● Set exercise
Gather from the material every line that contains the string "index".

● Material
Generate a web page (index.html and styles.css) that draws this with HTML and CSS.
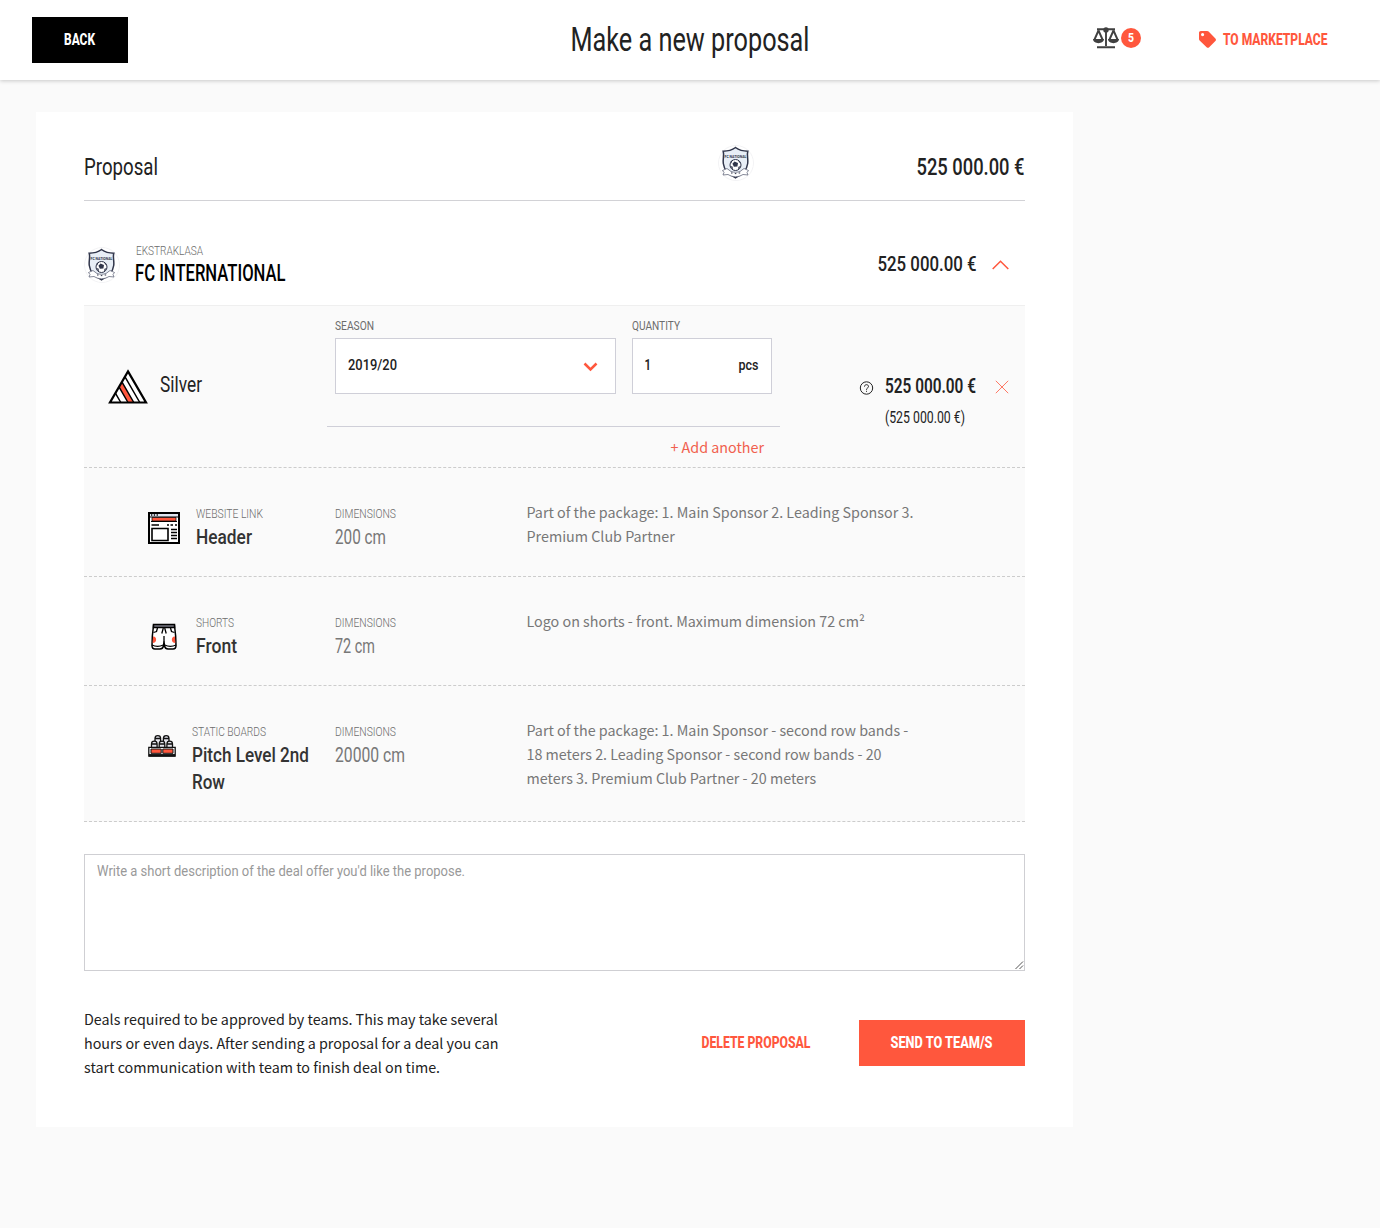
FILE: index.html
```html
<!DOCTYPE html>
<html lang="en">
<head>
<meta charset="utf-8">
<title>Make a new proposal</title>
<link rel="stylesheet" href="styles.css">
</head>
<body>
<svg class="defs" width="0" height="0">
  <symbol id="crest" viewBox="0 0 36 36">
    <circle cx="18" cy="18" r="17.5" fill="#fff" stroke="#f3f3f5"/>
    <path d="M17.500 2.500c3 2.200 7.500 3.700 12.300 3.700-1.200 4 .6 8-.1 12.300-.8 6.500-5.500 11-12.200 14.300C10.800 29.500 6.100 25 5.300 18.500 4.600 14.200 6.400 10.200 5.200 6.200c4.800 0 9.300-1.500 12.300-3.700z" fill="#e8eef6" stroke="#30354a" stroke-width="1.500"/>
    <text x="17.500" y="13" text-anchor="middle" textLength="22" lengthAdjust="spacingAndGlyphs" class="crest-name">FC NATIONAL</text>
    <circle cx="17.500" cy="20" r="5.500" fill="#fff" stroke="#30354a"/>
    <path d="M16.500 16.500l3.500 1.500-.6 3.500-3.500.2-1.500-3zM12.500 16.500l2.500-2-1.800 4zM20 14.800l3 3-2-.3zM12 21l2.500.5.700 3.300zM23 21l-2.500.8-.7 3z" fill="#30354a"/>
    <path d="M4.500 25.500l4.500-2 4 3c3 1 6 1 9 0l4-3 4.500 2-1.500 2 1 2.500-5-.5-3 1.500c-3 1-6 1-9 0l-3-1.500-5 .5 1-2.500z" fill="#fff" stroke="#656a7c" stroke-width=".8"/>
    <path d="M13 28h1.500M16.800 28.600h1.500M20.700 28h1.500" stroke="#30354a"/>
  </symbol>
</svg>

<header class="topbar">
  <button class="btn btn-back"><svg class="t w8 s16" width="32" height="22"><text y="16" textLength="31" lengthAdjust="spacingAndGlyphs">BACK</text></svg></button>
  <h1 class="title"><svg class="t w4 s32" width="239" height="40"><text x="-.5" y="31" textLength="239" lengthAdjust="spacingAndGlyphs">Make a new proposal</text></svg></h1>
  <nav class="nav">
    <a class="compare">
      <svg width="26" height="22" viewBox="0 0 26 22" fill="none" stroke="#404040" stroke-width="1.900">
        <path d="M4 2.300h18M13 2v17M4 20.200h18M5.500 3.500L1.500 12.500M5.500 3.500L9.500 12.500M20.500 3.500L16.500 12.500M20.500 3.500L24.500 12.500"/>
        <path d="M0 12h11c0 5.500-11 5.500-11 0zM15 12h11c0 5.500-11 5.500-11 0z" fill="#404040" stroke="none"/>
        <circle cx="13" cy="3" r="2.700" fill="#404040" stroke="none"/>
      </svg>
      <span class="badge"><svg class="t w8 s13" width="6" height="16"><text y="12" textLength="6" lengthAdjust="spacingAndGlyphs">5</text></svg></span>
    </a>
    <a class="market">
      <svg class="tag" width="17" height="17" viewBox="0 0 17 17"><path fill="#ff573d" fill-rule="evenodd" d="M1.800 0h6.400c.5 0 1 .2 1.400.6l6.800 6.800c.8.800.8 1.800 0 2.600l-6.200 6.200c-.8.800-1.800.8-2.600 0L.6 9.400C.2 9 0 8.500 0 8V1.800C0 .8.800 0 1.800 0zM3.600 2a1.600 1.600 0 100 3.200 1.600 1.600 0 000-3.200z"/></svg>
      <svg class="t w8 s16 red" width="105" height="22"><text y="16" textLength="104.500" lengthAdjust="spacingAndGlyphs">TO MARKETPLACE</text></svg>
    </a>
  </nav>
</header>

<main class="card">
  <section class="summary">
    <h2 class="summary-name"><svg class="t w4 s24" width="74" height="32"><text y="24" textLength="74" lengthAdjust="spacingAndGlyphs">Proposal</text></svg></h2>
    <svg class="crest" width="36" height="36"><use href="#crest"/></svg>
    <svg class="t w5 s24" width="108" height="32"><text x="-.5" y="24" textLength="108" lengthAdjust="spacingAndGlyphs">525 000.00 €</text></svg>
  </section>

  <section class="club">
    <svg class="crest" width="36" height="36"><use href="#crest"/></svg>
    <div class="club-name">
      <svg class="t w3 s14 gray" width="67" height="19"><text x="1" y="14" textLength="67" lengthAdjust="spacingAndGlyphs">EKSTRAKLASA</text></svg>
      <svg class="t w5 s24 black" width="150" height="30"><text y="21" textLength="150.500" lengthAdjust="spacingAndGlyphs">FC INTERNATIONAL</text></svg>
    </div>
    <svg class="t w5 s21" width="99" height="30"><text x="-.5" y="22" textLength="99" lengthAdjust="spacingAndGlyphs">525 000.00 €</text></svg>
    <svg class="chev" width="17" height="10" fill="none" stroke="#ff573d" stroke-width="1.500"><path d="M.7 9L8.500 1.200 16.300 9"/></svg>
  </section>

  <section class="package">
    <div class="tier">
      <svg width="40" height="35" viewBox="0 0 40 35">
        <path d="M20 2.200L38 33.500H2z" fill="#fff"/>
        <path d="M13.700 12.900L11 17.500 20.200 33.500H25.600z" fill="#ff573d"/>
        <path d="M16.900 7.600L31.800 33.500M13.900 12.800L25.800 33.500M11 17.900L20 33.500M7.400 24.100L12.800 33.500" fill="none" stroke="#000" stroke-width="1.500"/>
        <path d="M20 2.400L38 33.500H2z" fill="none" stroke="#000" stroke-width="2.200"/>
      </svg>
      <svg class="t w4 s22" width="42" height="32"><text y="23" textLength="42" lengthAdjust="spacingAndGlyphs">Silver</text></svg>
    </div>
    <div class="config">
      <div class="fields">
        <label class="field season">
          <svg class="t w4 s13 gray" width="39" height="20"><text y="12" textLength="39" lengthAdjust="spacingAndGlyphs">SEASON</text></svg>
          <span class="input">
            <svg class="t w5 s15" width="49" height="22"><text y="15" textLength="49" lengthAdjust="spacingAndGlyphs">2019/20</text></svg>
            <svg class="caret" width="15" height="10" fill="none" stroke="#ff573d" stroke-width="2.500"><path d="M1.500 2.500l6 6 6-6"/></svg>
          </span>
        </label>
        <label class="field quantity">
          <svg class="t w4 s13 gray" width="49" height="20"><text y="12" textLength="48" lengthAdjust="spacingAndGlyphs">QUANTITY</text></svg>
          <span class="input">
            <svg class="t w6 s15" width="6" height="22"><text x="-.5" y="15" textLength="6.500" lengthAdjust="spacingAndGlyphs">1</text></svg>
            <svg class="t w5 s15" width="20" height="22"><text x="-.5" y="15" textLength="20" lengthAdjust="spacingAndGlyphs">pcs</text></svg>
          </span>
        </label>
      </div>
      <a class="add">+ Add another</a>
    </div>
    <div class="price">
      <svg class="help" width="14" height="14" fill="none" stroke="#222" stroke-width="1"><circle cx="7.500" cy="7" r="6.200"/><path d="M5.500 5.600c0-2.600 4-2.600 4 0C9.500 7 7.500 6.800 7.500 8.800M7.500 9.800v1"/></svg>
      <div class="price-values">
        <svg class="t w6 s21" width="91" height="30"><text y="23" textLength="91" lengthAdjust="spacingAndGlyphs">525 000.00 €</text></svg>
        <svg class="t w4 s16" width="80" height="24"><text y="23" textLength="80" lengthAdjust="spacingAndGlyphs">(525 000.00 €)</text></svg>
      </div>
      <svg class="remove" width="14" height="14" stroke="#ff573d" stroke-width=".8"><path d="M.8.8l12.400 12.400M13.200.8L.8 13.200"/></svg>
    </div>
  </section>

  <section class="item">
    <div class="item-name">
      <svg width="32" height="32" viewBox="0 0 32 32">
        <path d="M1 1h30v30H1z" fill="#fff" stroke="#000" stroke-width="2"/>
        <path d="M2 2h28v3H2z" fill="#dfe5f0"/><path d="M3 3h1.300M5.800 3h1.300M8.600 3h1.300" stroke="#000" stroke-width="1.500"/><path d="M1 5h30M3 9.500h26" stroke="#000"/>
        <path d="M4 5.500h24V9H4z" fill="#ff573d" stroke="#000" stroke-width=".7"/>
        <path d="M3.500 13h7.500M19 13h2M22.500 13h2.500M27 13h2M23 17.500h6M23 20.500h6M23 23.500h6M23 26.500h6" stroke="#000" stroke-width="1.400"/>
        <path d="M4 16.500h16v12H4z" fill="#fff" stroke="#000" stroke-width="1.600"/>
      </svg>
      <div>
        <svg class="t w3 s13 gray" width="67" height="20"><text y="14" textLength="67" lengthAdjust="spacingAndGlyphs">WEBSITE LINK</text></svg>
        <svg class="t w5 s21 dark" width="56" height="27"><text y="20" textLength="56" lengthAdjust="spacingAndGlyphs">Header</text></svg>
      </div>
    </div>
    <div class="item-size">
      <svg class="t w3 s13 gray" width="61" height="20"><text y="14" textLength="61" lengthAdjust="spacingAndGlyphs">DIMENSIONS</text></svg>
      <svg class="t w4 s20 mid" width="51" height="27"><text y="20" textLength="51" lengthAdjust="spacingAndGlyphs">200 cm</text></svg>
    </div>
    <p class="item-text">Part of the package: 1. Main Sponsor 2. Leading Sponsor 3.<br>Premium Club Partner</p>
  </section>

  <section class="item">
    <div class="item-name">
      <svg width="32" height="32" viewBox="0 0 32 32" fill="none" stroke="#000" stroke-width="1.500">
        <path d="M5.500 4.500h21c1 7 1.500 14 1.500 20 0 2-1 3.500-3 3.500h-5c-2 0-3-1-3.500-3L16 20.500 15.500 25c-.5 2-1.500 3-3.500 3H7c-2 0-3-1.500-3-3.500 0-6 .5-13 1.500-20z" fill="#fff"/>
        <path d="M5.500 3.500h21v3h-21z" fill="#777783"/><path d="M5 15.500c4-.5 4.500 6.500-.3 6.500zM27 15.500c-4-.5-4.500 6.500.3 6.500z" fill="#ff573d" stroke="none"/>
        <path d="M4 24c3 1.500 8 1.500 11.300 0M16.700 24c3.300 1.500 8 1.500 11.300 0M9.500 7L8.500 10.500 5.500 11.500M22.500 7l1 3.500 3 1" stroke-width="1.300"/>
        <path d="M16 15v6M15.300 7l-1.500 5.500M16.700 7l1.500 5.500" stroke-width="1.300"/>
      </svg>
      <div>
        <svg class="t w3 s13 gray" width="38" height="20"><text y="14" textLength="38" lengthAdjust="spacingAndGlyphs">SHORTS</text></svg>
        <svg class="t w5 s21 dark" width="41" height="27"><text y="20" textLength="41" lengthAdjust="spacingAndGlyphs">Front</text></svg>
      </div>
    </div>
    <div class="item-size">
      <svg class="t w3 s13 gray" width="61" height="20"><text y="14" textLength="61" lengthAdjust="spacingAndGlyphs">DIMENSIONS</text></svg>
      <svg class="t w4 s20 mid" width="40" height="27"><text y="20" textLength="40" lengthAdjust="spacingAndGlyphs">72 cm</text></svg>
    </div>
    <p class="item-text">Logo on shorts - front. Maximum dimension 72 cm²</p>
  </section>

  <section class="item boards">
    <div class="item-name">
      <svg width="28" height="28" viewBox="0 0 28 28" fill="#e6e6ee" stroke="#111" stroke-width="1.300">
        <path d="M7 12V8.500a2.800 2.800 0 015.600 0V12M15.400 12V8.500a2.800 2.800 0 015.600 0V12M7 8.500h5.600M15.400 8.500h5.600"/>
        <path d="M3.500 17.500V14a2.800 2.800 0 015.600 0v3.500M11.200 17.500V14a2.800 2.800 0 015.600 0v3.500M18.900 17.500V14a2.800 2.800 0 015.600 0v3.500M3.500 14h5.600M11.200 14h5.600M18.900 14h5.600"/>
        <path d="M.8 17.300h26.400v8.900H.8z" fill="#fff"/><path d="M3 19h10.200v4.300H3zM14.800 19H25v4.300H14.800z" fill="#ff573d" stroke-width="1"/><path d="M1 25.300h26" stroke-width="2.500"/>
      </svg>
      <div>
        <svg class="t w3 s13 gray" width="74" height="20"><text y="14" textLength="74" lengthAdjust="spacingAndGlyphs">STATIC BOARDS</text></svg>
        <svg class="t w5 s21 dark" width="118" height="54"><text y="20" textLength="117" lengthAdjust="spacingAndGlyphs">Pitch Level 2nd</text><text y="47" textLength="33" lengthAdjust="spacingAndGlyphs">Row</text></svg>
      </div>
    </div>
    <div class="item-size">
      <svg class="t w3 s13 gray" width="61" height="20"><text y="14" textLength="61" lengthAdjust="spacingAndGlyphs">DIMENSIONS</text></svg>
      <svg class="t w4 s20 mid" width="70" height="27"><text y="20" textLength="70" lengthAdjust="spacingAndGlyphs">20000 cm</text></svg>
    </div>
    <p class="item-text">Part of the package: 1. Main Sponsor - second row bands -<br>18 meters 2. Leading Sponsor - second row bands - 20<br>meters 3. Premium Club Partner - 20 meters</p>
  </section>

  <div class="message">
    <svg class="t w4 s15 hint" width="368" height="22"><text y="15" textLength="368" lengthAdjust="spacingAndGlyphs">Write a short description of the deal offer you'd like the propose.</text></svg>
    <svg class="grip" width="9" height="9" stroke="#555" stroke-width="1"><path d="M1.500 9L9 1.500M5.500 9L9 5.500"/></svg>
  </div>

  <footer class="actions">
    <p class="note">Deals required to be approved by teams. This may take several<br>hours or even days. After sending a proposal for a deal you can<br>start communication with team to finish deal on time.</p>
    <a class="delete"><svg class="t w8 s16 red" width="109" height="22"><text x=".5" y="16" textLength="109" lengthAdjust="spacingAndGlyphs">DELETE PROPOSAL</text></svg></a>
    <button class="btn btn-send"><svg class="t w8 s16" width="102" height="22"><text x="-.5" y="16" textLength="102" lengthAdjust="spacingAndGlyphs">SEND TO TEAM/S</text></svg></button>
  </footer>
</main>
</body>
</html>
```
FILE: styles.css
```css
* { box-sizing: border-box; }
body { margin: 0; min-height: 1228px; background: #fafafa; color: #222; font-family: "Noto Sans CJK SC", "Open Sans", sans-serif; font-size: 14.320px; line-height: 24px; }
svg { display: block; flex: none; overflow: visible; }
.defs { position: absolute; }
h1, h2, p { margin: 0; }

/* condensed display text */
.t { fill: #222; font-family: Roboto, "Liberation Sans", sans-serif; }
.w3 { font-weight: 300; } .w4 { font-weight: 400; } .w5 { font-weight: 500; } .w6 { font-weight: 600; } .w8 { font-weight: 800; }
.s13 { font-size: 13.300px; } .s14 { font-size: 13.600px; } .s15 { font-size: 15.300px; } .s16 { font-size: 15.800px; }
.s20 { font-size: 20.800px; } .s21 { font-size: 21px; } .s22 { font-size: 22px; } .s24 { font-size: 24px; } .s32 { font-size: 32.500px; }
.gray { fill: #6c6c6c; } .mid { fill: #777; } .dark { fill: #333; } .hint { fill: #999; } .red { fill: #ff573d; } .black { fill: #000; }
.crest-name { font: 700 4px Roboto, sans-serif; fill: #30354a; }

.topbar { display: grid; grid-template-columns: 1fr auto 1fr; align-items: center; height: 80px; padding: 0 52px 0 32px; background: #fff; box-shadow: 0 1px 4px rgba(0,0,0,.2); }
.btn { display: flex; align-items: center; justify-content: center; height: 46px; padding: 0; border: 0; }
.btn .t { fill: #fff; }
.btn-back { width: 96px; background: #000; }
.title { margin-left: 20px; }
.nav { display: flex; justify-content: flex-end; align-items: center; gap: 58px; }
.compare { display: flex; align-items: center; gap: 2px; margin-top: -4px; }
.badge { display: flex; align-items: center; justify-content: center; width: 20px; height: 20px; border-radius: 50%; background: #ff573d; }
.badge .t { fill: #fff; }
.market { display: flex; align-items: center; gap: 7px; }
.tag { margin-top: -2px; }

.card { width: 1037px; height: 1015px; margin: 32px 0 0 36px; padding: 32px 48px 0; background: #fff; }
.summary { display: flex; align-items: flex-start; height: 57px; padding-top: 7px; border-bottom: 1px solid #d2d2d6; }
.summary-name { width: 634px; }
.summary .crest { margin: -6px 163px 0 0; }
.club { display: flex; align-items: flex-start; height: 104px; padding-top: 40px; }
.club .crest { margin: 6px 15px 0 0; }
.club-name { width: 743px; }
.club > .t { margin-top: 8px; }
.chev { margin: 19px 0 0 15px; }

.package { display: flex; height: 163px; background: #fafafa; border-top: 1px solid #efefef; border-bottom: 1px dashed #ccc; }
.tier { display: flex; gap: 12px; width: 243px; padding: 63px 0 0 24px; }
.config { width: 453px; padding-top: 12px; }
.fields { display: flex; gap: 16px; height: 109px; padding: 0 8px; border-bottom: 1px solid #cfcfd8; }
.field.season { width: 281px; }
.field.quantity { width: 140px; }
.input { display: flex; align-items: center; justify-content: space-between; height: 56px; padding: 0 12px; background: #fff; border: 1px solid #cfcfd8; }
.season .input { padding-right: 17px; }
.add { display: block; padding: 8px 16px 0; text-align: right; color: #f1604e; }
.price { display: flex; width: 245px; padding-top: 64px; }
.help { margin: 11px 12px 0 79px; }
.price-values { width: 90px; }
.remove { margin: 10px 0 0 20px; }

.item { display: flex; height: 109px; padding: 32px 0 0 64px; background: #fafafa; border-bottom: 1px dashed #ccc; }
.item-name { display: flex; gap: 16px; width: 187px; }
.item-name > svg { margin-top: 12px; }
.item-name > div, .item-size { padding-top: 4px; }
.item-size { width: 191.500px; }
.item-text { color: #777; white-space: nowrap; }
.boards { height: 136px; }

.message { position: relative; height: 117px; margin-top: 32px; padding: 6px 12px; border: 1px solid #cfcfd3; }
.grip { position: absolute; right: 1px; bottom: 1px; }
.actions { display: flex; padding-top: 36px; }
.note { width: 617px; white-space: nowrap; }
.delete { width: 158px; padding-top: 25px; }
.btn-send { width: 166px; margin-top: 13px; background: #ff573d; }
```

● Task output
Generate a web page (index.html and styles.css) that draws this with HTML and CSS.
FILE: index.html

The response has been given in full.